Entretien avec Silvia Deaconu, cardiologue à l’hôpital clinique des urgences de Bucarest et membre de la Société européenne de cardiologie…
En tant que médecin, comment jugez-vous l’actuelle campagne de vaccination contre le Covid-19 menée en Roumanie ?
Plutôt positivement, surtout qu’en toile de fond, il y a cette réticence par rapport à un vaccin utilisant une technique complètement nouvelle. Pourtant, le personnel soignant en Roumanie a choisi de se faire vacciner en grand nombre. À l’heure actuelle, le vaccin est l’unique arme que l’humanité détient pour combattre le Covid-19. En tant que médecin, j’ai été impressionnée par cette solidarité dont les scientifiques du monde entier ont fait preuve pour trouver une solution rapide à la pandémie. Quant aux effets indésirables, personnellement, je préfère donner crédit aux fabricants. Le fait de se faire vacciner est un acte de solidarité et de civisme. Car, à force de s’immuniser, on se protège aussi bien soi-même que les autres.
Quelle place occupent les maladies cardiovasculaires parmi les causes de mortalité en Roumanie ?
Malheureusement, elles sont en première position, avec les cancers, notamment les cancers pulmonaires. Une première explication serait le mode de vie sédentaire, la mauvaise alimentation et le tabagisme chez les Roumains, auxquels s’ajoute une politique déficitaire de prévention. À la différence des systèmes sanitaires occidentaux, le nôtre ne privilégie pas les visites médicales de routine. Du coup, les Roumains prennent rendez-vous quand ils sont déjà très malades. Or, soigner coûte plus cher que prévenir. Par ailleurs, submergés par la bureaucratie, les médecins traitants n’arrivent plus à assurer une prise en charge correcte des patients. Aujourd’hui, l’incidence des maladies cardiovasculaires chez les personnes âgées de 30 à 50 ans est beaucoup plus grande qu’avant, notamment dans le cas des hommes sédentaires, fumeurs et en surpoids. À la campagne, les gens sont moins sédentaires qu’en ville, mais ils mangent trop salé et souffrent souvent d’hypertension.
Quels sont vos principaux reproches vis-à-vis du système de santé roumain ?

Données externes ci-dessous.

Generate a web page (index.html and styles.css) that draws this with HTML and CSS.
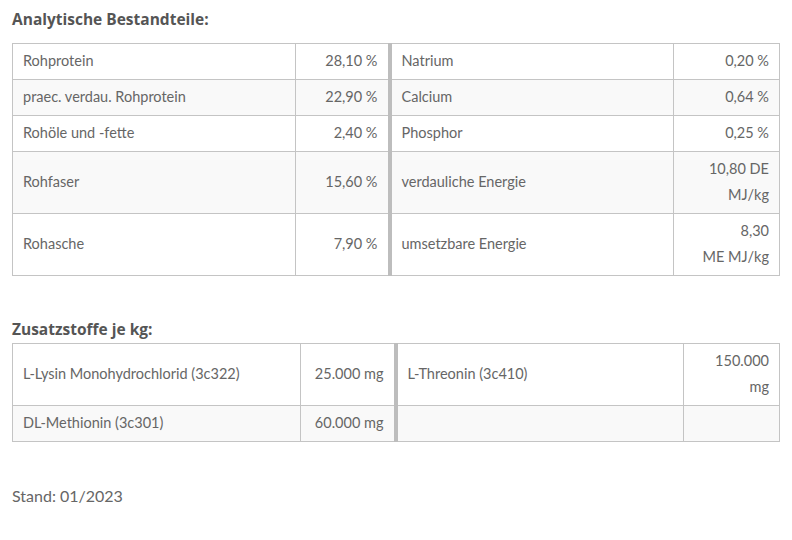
FILE: index.html
```html
<!DOCTYPE html>
<html lang="de">
<head>
<meta charset="utf-8">
<title>Analytische Bestandteile</title>
<link rel="stylesheet" href="styles.css">
</head>
<body>
<h2 class="heading heading-first">Analytische Bestandteile:</h2>
<table class="data data-a">
  <colgroup>
    <col class="a1"><col class="a2"><col class="a3"><col class="a4">
  </colgroup>
  <tbody>
    <tr><td>Rohprotein</td><td class="num">28,10 %</td><td class="sep">Natrium</td><td class="num">0,20 %</td></tr>
    <tr><td>praec. verdau. Rohprotein</td><td class="num">22,90 %</td><td class="sep">Calcium</td><td class="num">0,64 %</td></tr>
    <tr><td>Rohöle und -fette</td><td class="num">2,40 %</td><td class="sep">Phosphor</td><td class="num">0,25 %</td></tr>
    <tr><td>Rohfaser</td><td class="num">15,60 %</td><td class="sep">verdauliche Energie</td><td class="num">10,80 DE<br>MJ/kg</td></tr>
    <tr><td>Rohasche</td><td class="num">7,90 %</td><td class="sep">umsetzbare Energie</td><td class="num">8,30<br>ME MJ/kg</td></tr>
  </tbody>
</table>

<h2 class="heading heading-second">Zusatzstoffe je kg:</h2>
<table class="data data-b">
  <colgroup>
    <col class="b1"><col class="b2"><col class="b3"><col class="b4">
  </colgroup>
  <tbody>
    <tr><td>L-Lysin Monohydrochlorid (3c322)</td><td class="num">25.000 mg</td><td class="sep">L-Threonin (3c410)</td><td class="num">150.000<br>mg</td></tr>
    <tr><td>DL-Methionin (3c301)</td><td class="num">60.000 mg</td><td class="sep"></td><td class="num"></td></tr>
  </tbody>
</table>

<p class="stand">Stand: 01/2023</p>
</body>
</html>
```

FILE: styles.css
```css
html, body {
  margin: 0;
  background: #ffffff;
}
body {
  padding: 9px 12px 0 12px;
  font-family: "Lato", "Open Sans", "Liberation Sans", sans-serif;
  color: #666666;
  font-size: 14.5px;
}
.heading {
  margin: 0;
  font-family: "Open Sans", "Lato", "Liberation Sans", sans-serif;
  font-size: 15.5px;
  line-height: 20px;
  font-weight: 700;
  color: #555555;
}
.heading-first { margin-bottom: 14px; }
.heading-second { margin-top: 43px; margin-bottom: 4px; }

.data {
  width: 767px;
  border-collapse: collapse;
  table-layout: fixed;
}
.data td {
  border: 1px solid #c4c4c4;
  padding: 4px 10px 5px 10px;
  line-height: 26px;
  vertical-align: middle;
  text-align: left;
}
.data tr:nth-child(even) td { background: #f9f9f9; }
.data td.num { text-align: right; }
.data td.sep { border-left: 4px solid #bdbdbd; }

.a1 { width: 283px; }
.a2 { width: 94px; }
.a3 { width: 284px; }
.a4 { width: 106px; }

.b1 { width: 288px; }
.b2 { width: 95px; }
.b3 { width: 288px; }
.b4 { width: 96px; }

.stand {
  margin: 44px 0 0 0;
  font-size: 16px;
  line-height: 20px;
  color: #666666;
}
```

D’abord, le sous financement (*). Je voudrais disposer de tous les équipements et des médicaments nécessaires à une prise en charge correcte de mes patients afin de ne plus être obligée d’adapter mes traitements à la situation sur le terrain. Après, les hôpitaux publics de Roumanie ne sont pas confortables, ils ne respectent pas l’intimité du malade. À la différence de la France, par exemple, où j’ai fait un stage en 2009, il n’y pas de séparation entre les lits placés en soins intensifs. Or, le confort contribue au processus de guérison. En attendant que des hôpitaux plus modernes soient construits, une solution serait que les systèmes de santé public et privé n’entrent plus en concurrence, et que la Sécurité sociale couvre les services du privé pour les soins coûteux. Enfin, je souhaiterais qu’à l’instar d’autres pays, la Roumanie se dote elle aussi de centres hospitaliers au personnel médical ultraspécialisé dans différents domaines. Il n’y a chez nous que deux centres spécialisés en maladies cardiaques congénitales, qui ne sont pas forcément alignés aux standards internationaux.
Propos recueillis par Ioana Stăncescu.
(*) Ces dernières années, la Roumanie n’a dépensé que 4% de son produit intérieur brut pour la santé. Le gouvernement actuel s’est engagé à augmenter cette part jusqu’à 7%, se rapprochant ainsi de la moyenne au sein de l’Union européenne, ndlr.